Rather than having the remedies spread out across several provisions of the Code, as was previously the case, now they are united in one. Moreover, s. 34 provides that the superior court “is vested with a general power of judicial review” and that “[a] matter is brought to the Court by means of an application for judicial review”. This seems to establish the application for judicial review as the sole means of reviewing an administrative decision on the conventional grounds of illegality, unreasonableness and unfairness (see also s. 778(11)). There are, however, at least two problems.

First, as Dugré J. observed in Giroux, there is no express provision as to the superior court’s remedial powers, for instance, its ability to send a matter back to the original decision-maker with fresh instructions (as Dugré J. did here). Dugré J. held that, in the absence of express provision to the contrary, the general remedial powers inherent to the superior court’s superintending jurisdiction have not been eliminated:

Après analyse, le tribunal conclut que l’absence du mot « notamment » dans la phrase « prononcer l’une ou l’autre des conclusions suivantes » de l’alinéa liminaire de l’art. 529C.p.c. et le libellé du paragraphe 2° de cet alinéa n’ont pas pour effet de restreindre la compétence inhérente de la Cour supérieure d’accorder toute réparation qu’elle juge appropriée, selon les circonstances, dans le cas où elle décide de réviser ou d’annuler un jugement rendu ou une décision prise par un organisme administratif (at para. 61).

Second, this approach, by maintaining inherent powers in the absence of express language eliminating them may well presage the treatment of the action directe en nullité. This is a super-remedy available in all types of proceeding, like the common law declaration, but with added teeth and subject to fewer conditions for its invocation than the judicial review remedies (see the discussion in Immeubles Port Louis Ltée v.
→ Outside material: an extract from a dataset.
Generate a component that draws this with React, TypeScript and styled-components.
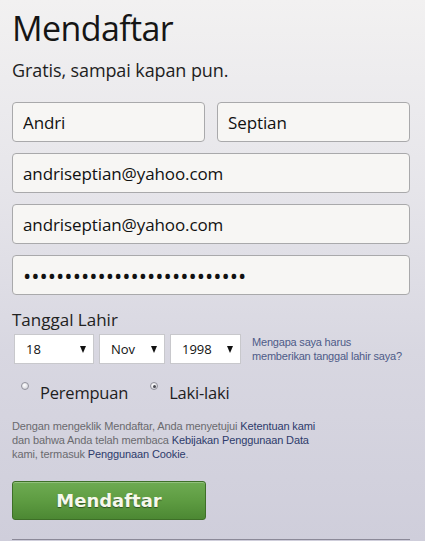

Lafontaine (Village), [1991] 1 SCR 326). It was available as part of the superior court’s general power of judicial review: even if an applicant could not have certiorari or mandamus (or, at least, their Quebec equivalents), she could still have the action directe en nullité. As explained by a Quebec judge, in a passage approved by the Supreme Court of Canada in Vachon v. Attorney General (Quebec), [1979] 1 SCR 555:

It must be held, therefore, that [the predecessor to s. 34] did not create this superintending and reforming jurisdiction.

By providing that the superintending and reforming power shall be exercised in such manner and form as provided by law and laying down in Art. 834 of the same Code the procedure for the exercise of some extraordinary remedies, did the legislator close the door to the ordinary remedy of the action in nullity? I am unable to share this opinion.
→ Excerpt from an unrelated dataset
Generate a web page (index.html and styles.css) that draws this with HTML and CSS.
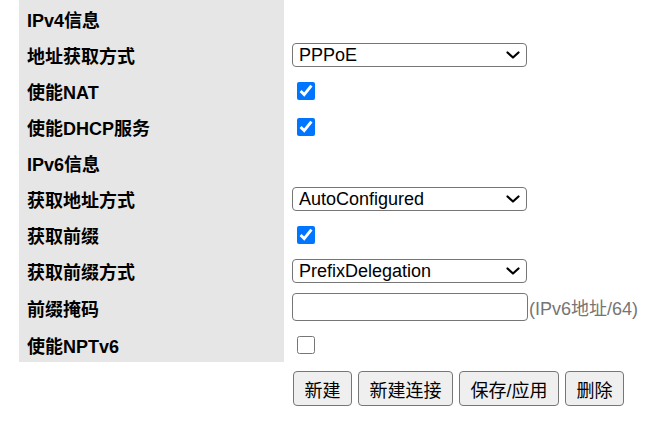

In the new Code, s. 34 recognizes the superior court’s general power of judicial review, but also restricts it to judicial review applications only. What, then, of the action directe en nullité? Is it only available on judicial review and subject to the same conditions as the other remedies? That certainly seems to have been the intention of the drafters: indeed, the first subparagraph of s. 529 describes the action directe en nullité, treating it along with the other judicial review remedies.

But on Dugré J.’s approach, the language of the Code might not be sufficiently clear to “close the door” to the action directe en nullité. What about a challenge to a municipal by-law long since adopted but which turns out to be ultra vires? Or what of a civil action against a public body that relies in part on the invalidity of a decision but which is not commenced “by means of an application for judicial review” as s. 529 requires? Perhaps the requirement in s. 529 that judicial review applications should be made in a reasonable time solves the by-law hypothetical, because a party might have no interest in challenging the vires of a by-law until she learns, potentially long after adoption, that she is adversely affected by it (and, in any event, the action directe en nullité has always had a discretionary component that permits courts to refuse to issue the remedy in cases of unreasonable delay). And perhaps the civil action hypothetical has already been answered in Canadian Food Inspection Agency v. Professional Institute of the Public Service of Canada, [2010] 3 SCR 657, the ‘Quebec Telezone‘, which suggests that a finding of illegality cannot be a condition precedent to a successful civil action. But maybe readers can think of other areas in which the action directe en nullité would be useful but possibly proscribed by s. 529. Please feel free to chime in on this interesting procedural point.

* It also contains the first judicial citation to this blog. In footnote 10, Dugré J. very generously writes, referring to David Stratas, “The Canadian Law of Judicial Review: A Plea for Doctrinal Coherence and Consistency“:

Le tribunal se doit de signaler qu’il a pu repérer rapidement cet article de doctrine grâce au blogue du professeur Paul Daly – – lequel a d’ailleurs remporté le Fodden Award for Best Canadian Law Blog 2015. Le tribunal tient à féliciter et à remercier le professeur Daly pour son excellent blogue qui est d’une grande utilité à tous ceux et celles qui œuvrent en droit administratif.

Hopefully also the first of many!

This content has been updated on February 29, 2016 at 21:21.